If one can concentrate on an agreed point and fasten all one's aspirations for good on a sign, one has enough faith to realize God in this sign. Such is the permanent miracle which takes place every day on the altars of true Christianity.

The same sign, when profaned and consecrated to evil, is capable of realizing evil in the same manner, and if the justified man is able to say, after his communion, Jesus Christ lives in me, or to put it another way: I am myself no longer, I am Jesus Christ, I am one with God; even the unworthy communicant can say with no less certitude and truth: I am no longer I, I am Satan.

To create Satan and to turn into Satan, this is the great arcana of black magic, and this is what the accomplice sorcerers of the lord of Retz thought they were accomplishing for him; and they did accomplish it for him, up to a certain point, by saying the devil's Mass.

Would man ever have been in danger of creating the devil, if he had never had the temerity to want to create God by giving Him a body? Have we not said that a corporeal God must necessarily cast a shadow, and that that shadow is Satan? Yes, these were our words, and we shall never say the contrary. But if the body of God is imaginary, then His shadow could not possibly be real.
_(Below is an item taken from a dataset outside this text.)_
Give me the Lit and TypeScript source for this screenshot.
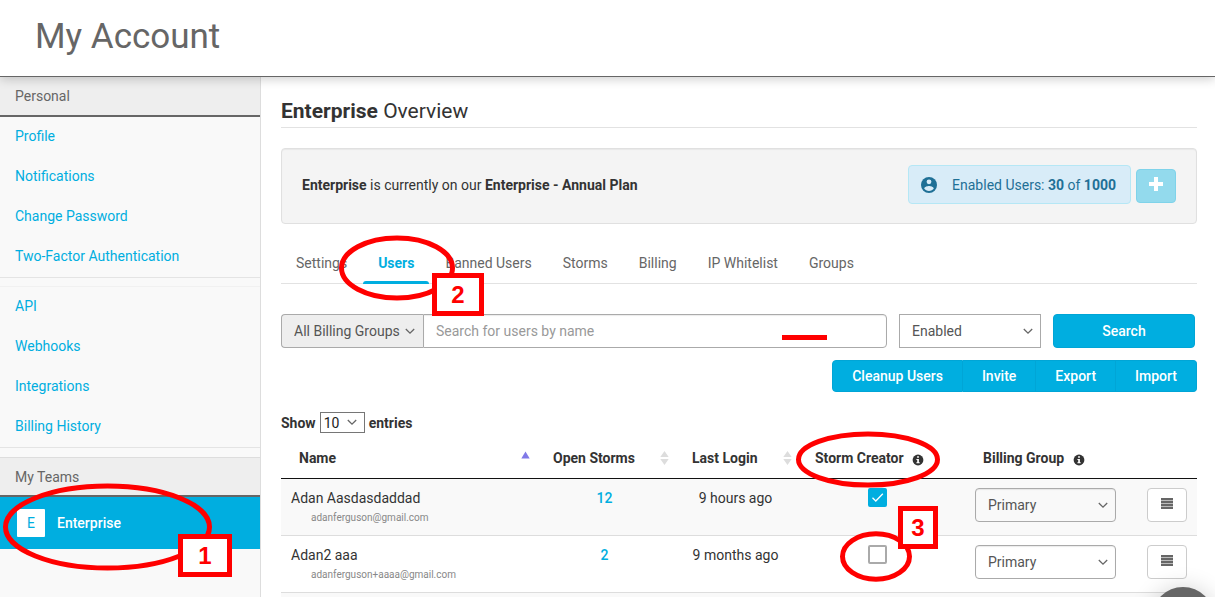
import { LitElement, html, css, svg, nothing } from 'lit';
import { customElement, property } from 'lit/decorators.js';
import { classMap } from 'lit/directives/class-map.js';

interface User {
  name: string;
  email: string;
  storms: number;
  login: string;
  creator: boolean;
}

const PERSONAL = ['Profile', 'Notifications', 'Change Password', 'Two-Factor Authentication'];
const ACCOUNT = ['API', 'Webhooks', 'Integrations', 'Billing History'];
const TABS = ['Settings', 'Users', 'Banned Users', 'Storms', 'Billing', 'IP Whitelist', 'Groups'];
const ACTIONS = ['Cleanup Users', 'Invite', 'Export', 'Import'];
const USERS: User[] = [
  { name: 'Adan Aasdasdaddad', email: 'adanferguson@gmail.com', storms: 12, login: '9 hours ago', creator: true },
  { name: 'Adan2 aaa', email: 'adanferguson+aaaa@gmail.com', storms: 2, login: '9 months ago', creator: false },
];

const infoIcon = html`<svg class="info" viewBox="0 0 12 12" width="12" height="12" aria-hidden="true">
  <circle cx="6" cy="6" r="5.4" fill="#333" />
  <path d="M5.1 2.3h1.8v1.5H5.1zM4.4 4.9h2.5v3.4h.8v1H4.4v-1h.8V5.9h-.8z" fill="#fff" />
</svg>`;

const sortIcon = html`<svg viewBox="0 0 9 16" width="9" height="16" aria-hidden="true">
  <path d="M4.5 1l4.2 6H.3zM4.5 15l4.2-6H.3z" fill="#ddd" />
</svg>`;

const sortUpIcon = html`<svg viewBox="0 0 9 16" width="9" height="16" aria-hidden="true">
  <path d="M4.5 1.500l4.200 7H.3z" fill="#8079e8" />
</svg>`;

@customElement('drop-down')
class DropDown extends LitElement {
  @property() label = '';
  @property() value = '';
  @property() kind = '';

  static styles = css`
    :host { display: block; }
    .wrap { display: grid; align-items: center; }
    select, svg { grid-area: 1 / 1; }
    svg { justify-self: end; margin-right: 8px; pointer-events: none; }
    select {
      appearance: none;
      box-sizing: border-box;
      width: 100%;
      height: 34px;
      margin: 0;
      padding: 0 12px;
      border: 1px solid #aaa;
      border-radius: 0;
      background: #fff;
      color: #555;
      font: 14px/20px Roboto, sans-serif;
    }
    .addon { background: #eee; border-radius: 4px 0 0 4px; border-right: 0; }
    .round { background: transparent; border-radius: 4px; box-shadow: inset 0 1px 1px rgba(0, 0, 0, 0.08); }
    .small { height: 21px; padding: 0 3px; border-color: #767676; color: #222; }
  `;

  render() {
    return html`<span class="wrap">
      <select class=${this.kind} aria-label=${this.label}><option>${this.value}</option></select>
      <svg viewBox="0 0 10 7" width="10" height="7"><path d="M.8 1l4.200 4.200L9.200 1" fill="none" stroke="#666" stroke-width="1.300" /></svg>
    </span>`;
  }
}

@customElement('side-nav')
class SideNav extends LitElement {
  static styles = css`
    :host { display: block; background: #f9f9f9; border-right: 1px solid #ddd; font-size: 14px; }
    h2 {
      box-sizing: border-box;
      height: 40px;
      margin: 0;
      padding: 0 15px;
      border-bottom: 2px solid #666;
      background: #eee;
      color: #666;
      font-size: 14px;
      font-weight: 400;
      line-height: 39px;
    }
    .teams { border-top: 1px solid #ddd; }
    a { display: block; padding: 0 15px 2px; color: #00aee0; line-height: 38px; text-decoration: none; }
    hr { box-sizing: border-box; height: 10px; margin: 0; border: solid #e4e4e4; border-width: 1px 0 0; }
    .faint { border-bottom: 1px solid #f1f1f1; }
    .team { display: flex; align-items: center; gap: 12px; padding: 12px 17px; background: #00aee0; color: #fff; font-weight: 500; line-height: 28px; }
    .avatar { width: 28px; border-radius: 1px; background: #fff; color: #00aee0; font-weight: 400; text-align: center; }
  `;

  render() {
    const link = (t: string) => html`<a href="#">${t}</a>`;
    return html`<nav>
      <h2>Personal</h2>
      ${PERSONAL.map(link)}
      <hr class="faint" />
      ${ACCOUNT.map(link)}
      <hr />
      <h2 class="teams">My Teams</h2>
      <a class="team" href="#"><span class="avatar">E</span>Enterprise</a>
    </nav>`;
  }
}

@customElement('user-table')
class UserTable extends LitElement {
  static styles = css`
    :host { display: block; }
    table { width: 100%; border-collapse: separate; border-spacing: 0; table-layout: fixed; font-size: 14px; line-height: 20px; }
    th { box-sizing: border-box; padding: 12px 5px 10px 18px; border-bottom: 1px solid #111; text-align: left; font-weight: 700; white-space: nowrap; }
    .head { display: flex; align-items: center; justify-content: space-between; }
    .info { margin-left: 5px; vertical-align: -3px; }
    .storms { width: 139px; }
    .login { width: 123px; }
    .creator { width: 168px; }
    .group { width: 172px; }
    .menu { width: 60px; }
    td { height: 57px; box-sizing: border-box; padding: 9px 10px 0; border-bottom: 1px solid #ddd; vertical-align: top; }
    tbody tr:nth-child(odd) { background: #f9f9f9; }
    .email { padding-left: 20px; color: #888; font-size: 10px; }
    .center { text-align: center; }
    .tick { padding-right: 17px; line-height: 0; }
    .num { color: #00aee0; font-weight: 500; text-decoration: none; }
    .check { display: inline-grid; }
    .check input, .check svg { grid-area: 1 / 1; }
    input {
      appearance: none;
      box-sizing: border-box;
      width: 19px;
      height: 19px;
      margin: 0;
      border: 2px solid #aaa;
      border-radius: 2px;
      background: #fff;
    }
    input:checked { border-color: #00aee0; background: #00aee0; }
    svg { pointer-events: none; }
    .pick { width: 141px; }
    .row-menu {
      box-sizing: border-box;
      display: grid;
      place-items: center;
      width: 40px;
      height: 34px;
      padding: 0 0 4px;
      border: 1px solid #ccc;
      border-radius: 4px;
      background: #fff;
    }
  `;

  render() {
    return html`<table>
      <thead>
        <tr>
          <th><span class="head">Name ${sortUpIcon}</span></th>
          <th class="storms"><span class="head">Open Storms ${sortIcon}</span></th>
          <th class="login"><span class="head">Last Login ${sortIcon}</span></th>
          <th class="creator">Storm Creator ${infoIcon}</th>
          <th class="group">Billing Group ${infoIcon}</th>
          <th class="menu" aria-label="Actions"></th>
        </tr>
      </thead>
      <tbody>
        ${USERS.map(u => html`<tr>
          <td>${u.name}<div class="email">${u.email}</div></td>
          <td class="center"><a class="num" href="#">${u.storms}</a></td>
          <td class="center">${u.login}</td>
          <td class="center tick">
            <label class="check">
              <input type="checkbox" aria-label="Storm creator: ${u.name}" .checked=${u.creator} />
              ${u.creator ? html`<svg viewBox="0 0 19 19" width="19" height="19"><path d="M4.500 9.800l3.300 3.200 7-7.200" fill="none" stroke="#fff" stroke-width="1.300" /></svg>` : nothing}
            </label>
          </td>
          <td><drop-down class="pick" kind="round" label="Billing group" value="Primary"></drop-down></td>
          <td>
            <button class="row-menu" aria-label="Menu for ${u.name}">
              <svg viewBox="0 0 12 11" width="12" height="11">
                <path d="M0 0h12v11H0z" fill="#bbb" />
                <path d="M0 0h12v2H0zM0 3h12v2H0zM0 6h12v2H0zM0 9h12v2H0z" fill="#666" />
              </svg>
            </button>
          </td>
        </tr>`)}
        <tr><td colspan="6"></td></tr>
      </tbody>
    </table>`;
  }
}

@customElement('callout-layer')
class CalloutLayer extends LitElement {
  static styles = css`
    :host { position: absolute; inset: 0; z-index: 5; overflow: hidden; pointer-events: none; }
    svg { position: absolute; top: 0; left: 0; width: 100%; height: 100%; }
    .tag {
      position: absolute;
      box-sizing: border-box;
      height: 43px;
      border: 5px solid #f00;
      background: #fff;
      color: #f00;
      font: bold 24px/33px "Liberation Sans", Arial, sans-serif;
      text-align: center;
    }
    .one { left: 178px; top: 534px; width: 54px; }
    .two { left: 432px; top: 273px; width: 52px; }
    .three { left: 898px; top: 506px; width: 40px; }
  `;

  render() {
    const rings = [[107.5, 527, 102, 41], [397, 268, 55.5, 30], [868, 459.5, 69.5, 25.5], [876, 556.5, 33.5, 22.7]];
    return html`
      <svg fill="none" stroke="#f00" stroke-width="5">
        ${rings.map(([x, y, rx, ry]) => svg`<ellipse cx=${x} cy=${y} rx=${rx} ry=${ry} />`)}
        <path d="M782 337.500h45" />
      </svg>
      <div class="tag one">1</div>
      <div class="tag two">2</div>
      <div class="tag three">3</div>`;
  }
}

@customElement('app-root')
class AppRoot extends LitElement {
  static styles = css`
    :host {
      position: relative;
      display: flex;
      flex-direction: column;
      height: 100vh;
      overflow: hidden;
      background: #fff;
      color: #333;
      font: 14px/20px Roboto, sans-serif;
    }
    header { position: relative; z-index: 1; padding: 17px 35px 19px; border-bottom: 1px solid #666; background: #fff; box-shadow: 0 2px 10px rgba(0, 0, 0, 0.2); }
    h1 { margin: 0; color: #666; font-size: 35px; font-weight: 400; line-height: 40px; }
    .body { display: grid; grid-template-columns: 261px minmax(0, 1fr); flex: 1; min-height: 0; }
    main { padding: 20px 18px 0 20px; }
    h2 { margin: 0 0 20px; padding-bottom: 2px; border-bottom: 1px solid #e2e2e2; font-size: 21px; font-weight: 400; line-height: 28px; }
    .plan {
      display: flex;
      align-items: center;
      gap: 5px;
      margin-bottom: 20px;
      padding: 16px 20px 19px;
      border: 1px solid #e0e0e0;
      border-radius: 4px;
      background: #f4f4f4;
      box-shadow: inset 0 1px 1px rgba(0, 0, 0, 0.05);
    }
    .plan p { flex: 1; margin: 0; }
    .seats {
      display: flex;
      align-items: center;
      gap: 15px;
      padding: 9px 14px 8px 12px;
      border: 1px solid #b5e7f5;
      border-radius: 4px;
      background: #d8ecf8;
      color: #1f7096;
    }
    .add { display: grid; place-items: center; box-sizing: border-box; width: 40px; height: 34px; margin-top: 2px; padding: 0 0 4px; border: 1px solid #7fd3ea; border-radius: 4px; background: #93daed; }
    .tabs { display: flex; gap: 1px; margin-bottom: 30px; border-bottom: 1px solid #e2e2e2; }
    .tab { padding: 9px 15px 8px; border-bottom: 3px solid transparent; margin-bottom: -1px; color: #666; text-decoration: none; }
    .tab-bar { height: 3px; margin: 8px -15px -11px; border-radius: 3px 3px 0 0; background: #00aee0; }
    .active { color: #00aee0; font-weight: 700; }
    .filters { display: grid; grid-template-columns: minmax(0, 1fr) 142px 142px; gap: 12px; padding-right: 2px; margin-bottom: 12px; }
    .search { display: grid; grid-template-columns: 142px minmax(0, 1fr); }
    input {
      box-sizing: border-box;
      width: 100%;
      height: 34px;
      padding: 0 12px;
      border: 1px solid #aaa;
      border-radius: 0 4px 4px 0;
      box-shadow: inset 0 1px 1px rgba(0, 0, 0, 0.08);
      background: #fff;
      font: 14px/20px Roboto, sans-serif;
    }
    input::placeholder { color: #999; opacity: 1; }
    .primary { border: 1px solid #00a5d6; background: #00aee0; color: #fff; font: 500 14px/20px Roboto, sans-serif; }
    .go { border-radius: 4px; }
    .actions { display: flex; justify-content: flex-end; margin-bottom: 20px; }
    .actions button { height: 32px; padding: 0 19px; border-left-width: 0; }
    .actions button:first-child { border-left-width: 1px; border-radius: 4px 0 0 4px; }
    .actions button:last-child { border-radius: 0 4px 4px 0; }
    .show { display: flex; align-items: center; gap: 4px; margin-bottom: 3px; font-weight: 700; }
    .count { width: 45px; }
    .chat {
      position: absolute;
      right: 1px;
      bottom: -52px;
      width: 62px;
      height: 62px;
      padding: 0;
      border: 0;
      border-radius: 50%;
      background: #666;
      box-shadow: 0 2px 24px rgba(0, 0, 0, 0.2);
    }
  `;

  render() {
    return html`
      <header><h1>My Account</h1></header>
      <div class="body">
        <side-nav></side-nav>
        <main>
          <h2><b>Enterprise</b> Overview</h2>
          <section class="plan">
            <p><b>Enterprise</b> is currently on our <b>Enterprise - Annual Plan</b></p>
            <div class="seats">
              <svg viewBox="0 0 16 16" width="16" height="16" aria-hidden="true">
                <circle cx="8" cy="8" r="8" fill="#1f7096" />
                <circle cx="8" cy="4.800" r="2.400" fill="#d8ecf8" />
                <path d="M3.200 11.400c0-1.600 3.200-2.500 4.800-2.500s4.800.9 4.800 2.500c-1 1.500-2.800 2.500-4.800 2.500s-3.800-1-4.800-2.500z" fill="#d8ecf8" />
              </svg>
              <span>Enabled Users: <b>30</b> of <b>1000</b></span>
            </div>
            <button class="add" aria-label="Add users">
              <svg viewBox="0 0 14 14" width="14" height="14"><path d="M5 0h4v5h5v4H9v5H5V9H0V5h5z" fill="#fff" /></svg>
            </button>
          </section>
          <nav class="tabs">
            ${TABS.map((t, i) => html`<a href="#" class=${classMap({ tab: true, active: i === 1 })}>${t}${i === 1 ? html`<div class="tab-bar"></div>` : nothing}</a>`)}
          </nav>
          <div class="filters">
            <div class="search">
              <drop-down kind="addon" label="Billing group filter" value="All Billing Groups"></drop-down>
              <input type="text" aria-label="Search for users" placeholder="Search for users by name" />
            </div>
            <drop-down label="Status" value="Enabled"></drop-down>
            <button class="primary go">Search</button>
          </div>
          <div class="actions">${ACTIONS.map(a => html`<button class="primary">${a}</button>`)}</div>
          <div class="show">Show <drop-down class="count" kind="small" label="Entries shown" value="10"></drop-down> entries</div>
          <user-table></user-table>
        </main>
      </div>
      <button class="chat" aria-label="Open chat"></button>
      <callout-layer></callout-layer>`;
  }
}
The divine body is only an appearance, a veil, a cloud: Jesus knew this by faith. Let us pay homage to the Light and not give reality to the shadow, for the latter is not the object of our faith! It is the will of nature, and will always be her will, that religion shall exist on the earth. Religion germinates, flowers and fructifies in man; it is the fruit of his aspirations and his desires; it has to be governed by sovereign reason. But the aspirations of man towards the infinite, his longings for eternal good and his reason in particular, come from God!